To my grandfather an honest man was the noblest work of God, Scotland was a special place on earth and Linlithgow was a very special place in Scotland. With this grounding it never even occurred to me that there was anything that could not be achieved with sufficient commitment and determination.
Robert Burns once wrote that a similar experience in boyhood gave him a Scottish view of the world which ‘will boil alang there till the floodgates of life shut in eternal rest’.
So it shall be with me.
Everything else I have been taught or experienced, from the science of economics to the art of politics, is overlaid on these foundations: the belief that Scotland is a singular place and that the people of Scotland are capable of great things.
*
It was the best of times. It was the best of times.

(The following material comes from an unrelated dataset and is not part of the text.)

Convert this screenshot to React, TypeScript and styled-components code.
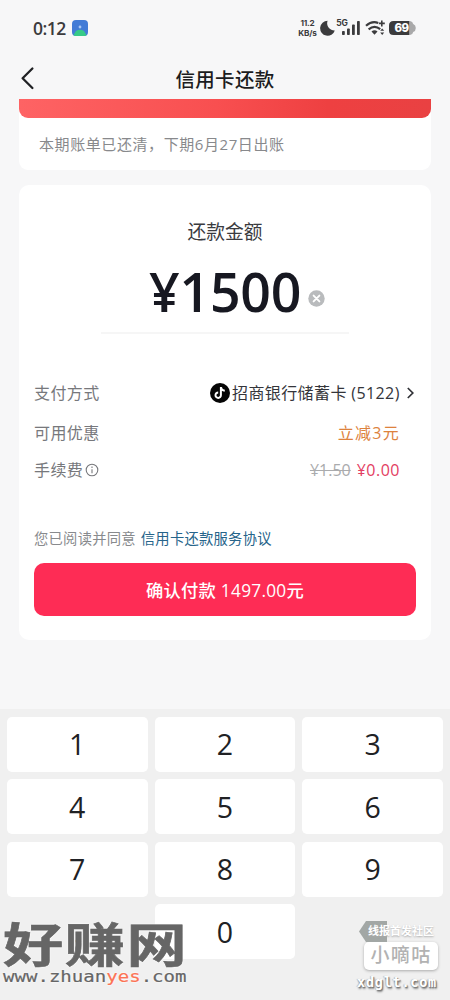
import React from 'react';
import styled, { createGlobalStyle } from 'styled-components';

const Global = createGlobalStyle`
  *, *::before, *::after { box-sizing: border-box; }
  body { margin: 0; background: #f7f7f8; }
  button { border: 0; padding: 0; font: inherit; color: inherit; }
`;

const Screen = styled.div`
  width: 450px;
  height: 1000px;
  overflow: hidden;
  position: relative;
  display: flex;
  flex-direction: column;
  background: #f7f7f8;
  color: #24262d;
  font-family: 'Open Sans', 'Noto Sans CJK SC', sans-serif;
  white-space: nowrap;
`;

const StatusBar = styled.header`
  height: 55px;
  flex: none;
  padding: 0 32px 0 33px;
  display: flex;
  align-items: center;
  color: #3b3b3d;
`;

const Clock = styled.span`
  font: 600 17.5px/24px 'Open Sans', sans-serif;
  width: 34px;
  letter-spacing: -0.5px;
`;

const AppBadge = styled.svg`
  width: 16px;
  height: 16px;
  margin-left: 5px;
`;

const StatusIcons = styled.div`
  margin-left: auto;
  display: flex;
  align-items: center;
`;

const Speed = styled.div`
  font: 700 8.2px/10px Inter, sans-serif;
  width: 19px;
  display: flex;
  flex-direction: column;
  align-items: center;
  letter-spacing: -0.2px;
`;

const StatusGlyphs = styled.svg`
  width: 98px;
  height: 20px;
  margin-left: 3px;
`;

const NavBar = styled.nav`
  height: 44px;
  flex: none;
  display: grid;
  grid-template-columns: 50px 1fr 50px;
  align-items: center;
  padding-top: 2px;
`;

const BackButton = styled.button`
  background: none;
  height: 26px;
  padding-left: 20px;
  display: flex;
  align-items: center;
`;

const Title = styled.h1`
  margin: 3px 0 0;
  text-align: center;
  font-size: 19.5px;
  line-height: 28px;
  font-weight: 500;
  letter-spacing: 0.3px;
  color: #1b1c20;
`;

const Main = styled.main`
  padding: 0 19px;
  flex: 1;
  display: flex;
  flex-direction: column;
  gap: 15px;
`;

const BillCard = styled.section`
  height: 71px;
  background: #fff;
  border-radius: 0 0 9px 9px;
`;

const Banner = styled.div`
  height: 19px;
  border-radius: 0 0 9px 9px;
  background: linear-gradient(90deg, #fe6364, #f84f50 48%, #ee4041 75%, #e94142);
`;

const BillNote = styled.p`
  margin: 0;
  padding: 14px 20px;
  font-size: 15px;
  line-height: 24px;
  letter-spacing: 0.58px;
  color: #88898c;
`;

const PayCard = styled.section`
  height: 455px;
  background: #fff;
  border-radius: 10px;
  padding: 33px 15px 0;
  display: flex;
  flex-direction: column;
`;

const AmountLabel = styled.h2`
  margin: 0;
  text-align: center;
  font-size: 18.8px;
  line-height: 28px;
  font-weight: 400;
  color: #3a3b3f;
`;

const AmountField = styled.div`
  width: 248px;
  height: 88px;
  margin: 0 auto;
  border-bottom: 2px solid #f6f6f6;
  display: flex;
  align-items: center;
  padding: 5px 0 0 48px;
`;

const Amount = styled.span`
  font: 600 53.6px/60px 'Open Sans', sans-serif;
  width: 151px;
  letter-spacing: -0.2px;
  color: #171821;
`;

const ClearButton = styled.button`
  background: none;
  width: 17px;
  height: 17px;
  margin: 13px 0 0 8px;
  display: flex;
`;

const Details = styled.dl`
  margin: 38px 0 0;
  display: grid;
  grid-template-rows: 41px 40px 33px;
`;

const DetailRow = styled.div<{ $flush?: boolean }>`
  display: flex;
  align-items: center;
  justify-content: space-between;
  padding-right: ${(p) => (p.$flush ? '1px' : '16px')};
`;

const Term = styled.dt`
  display: flex;
  align-items: center;
  gap: 2px;
  font-size: 16px;
  line-height: 24px;
  letter-spacing: 0.4px;
  color: #77787c;
`;

const Value = styled.dd<{ $tone?: string }>`
  margin: 0;
  display: flex;
  align-items: center;
  font-size: 16px;
  line-height: 24px;
  letter-spacing: 0.4px;
  color: ${(p) => p.$tone ?? '#34353a'};
`;

const CardName = styled.span`
  width: 169px;
  margin: 0 5px 0 2px;
`;

const Discount = styled.span`
  letter-spacing: 1.3px;
`;

const OldFee = styled.s`
  color: #aaabad;
  margin-right: 6px;
  letter-spacing: 0;
`;

const Fee = styled.span`
  letter-spacing: 0.5px;
`;

const Agreement = styled.p`
  margin: 41px 0 0;
  font-size: 14.3px;
  line-height: 24px;
  letter-spacing: 0.25px;
  color: #888a8d;
`;

const AgreementLink = styled.a`
  color: #26648a;
  margin-left: 5px;
`;

const PayButton = styled.button`
  height: 53px;
  flex: none;
  margin-top: 12px;
  border-radius: 10px;
  background: #fe2c55;
  color: #fff;
  font-size: 17.3px;
  font-weight: 500;
  letter-spacing: 0.25px;
`;

const Keypad = styled.section`
  height: 291px;
  flex: none;
  background: #f0f0f0;
  padding: 7.6px 7px 0;
  display: grid;
  grid-template-columns: repeat(3, 1fr);
  grid-auto-rows: 55.3px;
  gap: 7.2px;
  align-content: start;
`;

const Key = styled.button<{ $plain?: boolean }>`
  border-radius: 5px;
  background: ${(p) => (p.$plain ? 'transparent' : '#fff')};
  color: #202124;
  font: 400 28.5px/40px 'Open Sans', sans-serif;
`;

const SiteMark = styled.div`
  position: absolute;
  left: 3px;
  top: 919px;
  width: 188px;
  height: 72px;
  color: #666;
`;

const SiteName = styled.div`
  font-size: 47px;
  line-height: 51px;
  height: 51px;
  font-weight: 700;
  letter-spacing: 1.2px;
  transform: scaleX(1.28);
  transform-origin: 0 0;
  width: 146px;
  -webkit-text-stroke: 0.6px #666;
  text-shadow: 0 0 2px #fff, 0 0 2px #fff;
`;

const SiteUrl = styled.div`
  font: 400 15px/18px 'DejaVu Sans Mono', monospace;
  transform: scaleX(1.27);
  transform-origin: 0 0;
  width: 146px;
  margin-top: -2px;
  -webkit-text-stroke: 0.2px currentColor;
  text-shadow: 0 0 2px #fff, 0 0 2px #fff;

  em {
    font-style: normal;
    color: #fb7355;
  }
`;

const ForumMark = styled.div`
  position: absolute;
  left: 355px;
  top: 921px;
  width: 86px;
  height: 76px;
  color: #fff;
`;

const ForumTag = styled.div`
  height: 21px;
  margin-left: 4px;
  padding-left: 9px;
  font-size: 11px;
  line-height: 19px;
  font-weight: 700;
  background: linear-gradient(#a2a7a5, #a2a7a5) 0 0 / 28px 21px no-repeat;
  clip-path: polygon(7px 0, 100% 0, 100% 100%, 7px 100%, 0 50%);
  text-shadow: 0 1px 2px #aaa;
`;

const ForumName = styled.div`
  width: 74px;
  height: 28px;
  margin-left: 9px;
  border-radius: 5px;
  background: #fff;
  box-shadow: 0 1px 3px #aaa;
  color: #b2b2b2;
  text-align: center;
  font-size: 19px;
  line-height: 27px;
  font-weight: 500;
  letter-spacing: 1.4px;
`;

const ForumUrl = styled.div`
  font: 700 13.5px/18px 'DejaVu Sans Mono', monospace;
  letter-spacing: 0.75px;
  margin: 3px 0 0 2px;
  text-shadow: 1px 1px 1px #777, 1px 2px 2px #888, -1px 0 1px #bbb;
`;

const keys = ['1', '2', '3', '4', '5', '6', '7', '8', '9', '.', '0'];

export default function App() {
  return (
    <>
      <Global />
      <Screen lang="zh-CN">
        <StatusBar>
          <Clock>0:12</Clock>
          <AppBadge viewBox="0 0 16 16">
            <defs>
              <clipPath id="badge"><rect width="16" height="16" rx="4" /></clipPath>
            </defs>
            <g clipPath="url(#badge)">
              <rect width="16" height="16" fill="#427bd6" />
              <path d="M1 16 L4 11 Q8 8.5 12 11 L15 16Z" fill="#36ca87" />
              <circle cx="8" cy="7" r="1.4" fill="#a9c7f3" />
            </g>
          </AppBadge>
          <StatusIcons>
            <Speed><span>11.2</span><span>KB/s</span></Speed>
            <StatusGlyphs viewBox="0 0 98 20" fill="#3b3b3d">
              <path d="M7.6 2.7 A7.5 7.5 0 1 0 14.8 12.4 A7.2 7.2 0 0 1 7.6 2.7Z" />
              <text x="16.2" y="7.8" fontSize="8.5" fontWeight="700" fontFamily="Inter, sans-serif">5G</text>
              <rect x="22" y="13" width="2.8" height="4" rx="0.8" />
              <rect x="27" y="10.5" width="2.8" height="6.5" rx="0.8" />
              <rect x="32" y="6.5" width="2.8" height="10.5" rx="0.8" />
              <rect x="37" y="3" width="2.8" height="14" rx="0.8" />
              <g fill="none" stroke="#3b3b3d" strokeWidth="2.2">
                <path d="M46 7.8 Q52 2.4 58.2 5" />
                <path d="M48.6 11.4 Q54.5 6.5 60.2 11.2" />
                <path d="M58.8 5.4h6M61.8 2.4v6" strokeWidth="1.6" />
              </g>
              <path d="M51.5 13.5 Q54.5 11 57.5 13.5 L54.5 16.8Z" />
              <path d="M60.2 12.8l2-2.2 2 2.2zM60.2 14.6h4l-2 2.4z" />
              <path d="M90 3 Q92.8 3.3 93.2 6 Q95.8 7 95.8 10 Q95.8 13 93.2 14 Q92.8 16.7 90 17Z" fill="#a9a9aa" />
              <path d="M73.5 3H89.5V17H73.5Q69 17 69 12.5V7.5Q69 3 73.5 3Z" />
              <text x="74.5" y="14.2" fill="#fff" fontSize="11.5" fontWeight="800" fontFamily="Inter, sans-serif" letterSpacing="-0.5">69</text>
            </StatusGlyphs>
          </StatusIcons>
        </StatusBar>
        <NavBar>
          <BackButton aria-label="返回">
            <svg width="15" height="24" viewBox="0 0 15 24" fill="none" stroke="#202124" strokeWidth="2.3" strokeLinecap="round" strokeLinejoin="round">
              <path d="M12.4 2.5 2.6 12.2l9.8 9.8" />
            </svg>
          </BackButton>
          <Title>信用卡还款</Title>
        </NavBar>
        <Main>
          <BillCard>
            <Banner />
            <BillNote>本期账单已还清，下期6月27日出账</BillNote>
          </BillCard>
          <PayCard>
            <AmountLabel>还款金额</AmountLabel>
            <AmountField>
              <Amount>¥1500</Amount>
              <ClearButton aria-label="清除">
                <svg width="17" height="17" viewBox="0 0 17 17">
                  <circle cx="8.5" cy="8.5" r="8.2" fill="#b9bbbd" />
                  <path d="M5.6 5.6l5.8 5.8M11.4 5.6l-5.8 5.8" stroke="#fff" strokeWidth="1.9" strokeLinecap="round" />
                </svg>
              </ClearButton>
            </AmountField>
            <Details>
              <DetailRow $flush>
                <Term>支付方式</Term>
                <Value>
                  <svg width="20" height="20" viewBox="0 0 20 20">
                    <circle cx="10" cy="10" r="10" fill="#050505" />
                    <path d="M10.9 4v8.1a2.7 2.7 0 1 1-2.7-2.6M10.9 4.2c.3 2.2 1.8 3.4 3.9 3.6" fill="none" stroke="#fff" strokeWidth="2" />
                  </svg>
                  <CardName>招商银行储蓄卡 (5122)</CardName>
                  <svg width="9" height="14" viewBox="0 0 9 14" fill="none" stroke="#303136" strokeWidth="1.7">
                    <path d="M1.8 2 6.8 7l-5 5" />
                  </svg>
                </Value>
              </DetailRow>
              <DetailRow>
                <Term>可用优惠</Term>
                <Value $tone="#dd823d"><Discount>立减3元</Discount></Value>
              </DetailRow>
              <DetailRow>
                <Term>
                  手续费
                  <svg width="14" height="14" viewBox="0 0 14 14" fill="none" stroke="#77787c" strokeWidth="1.1">
                    <circle cx="7" cy="7" r="5.8" />
                    <path d="M7 6.2v4M7 3.6v1.3" />
                  </svg>
                </Term>
                <Value $tone="#e33d62"><OldFee>¥1.50</OldFee><Fee>¥0.00</Fee></Value>
              </DetailRow>
            </Details>
            <Agreement>您已阅读并同意<AgreementLink>信用卡还款服务协议</AgreementLink></Agreement>
            <PayButton>确认付款 1497.00元</PayButton>
          </PayCard>
        </Main>
        <Keypad>
          {keys.map((k) => <Key key={k} $plain={k === '.'}>{k}</Key>)}
        </Keypad>
        <SiteMark>
          <SiteName>好赚网</SiteName>
          <SiteUrl>www.zhuan<em>yes</em>.com</SiteUrl>
        </SiteMark>
        <ForumMark>
          <ForumTag>线报首发社区</ForumTag>
          <ForumName>小嘀咕</ForumName>
          <ForumUrl>xdglt.com</ForumUrl>
        </ForumMark>
      </Screen>
    </>
  );
}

For many people the Scottish referendum campaign was the best time of their lives, a far too brief period when suddenly everything seemed possible and the opportunity beckoned for the ‘sma folk’ to make a big impact.
We didn’t win the vote but we did show the establishment circus – and its ringmasters Cameron, Miliband and Clegg – that major change is inevitable. The accepted order has been smashed – and it is the people who have achieved it.
There is a scene in the Ridley Scott film Kingdom of Heaven which sums up where we are now. Orlando Bloom, as the knight Balian, is left defending Jerusalem from the Sultan Saladin with no knights and only the dregs of the army. He has a brainwave: unite the remaining people by making them all knights, much to the disgust of the cowardly Jerusalem patriarch who wants to surrender.
‘Do you think that merely by making people knights they will fight better?’ asks the patriarch.
‘Yes,’ replies Balian.
And he was right. Trusting the common people with the future of their city, or their country, makes for better people and in our case for a better Scotland. Those metropolitan commentators puzzled by the surge in the SNP’s fortunes since the referendum should understand this reality.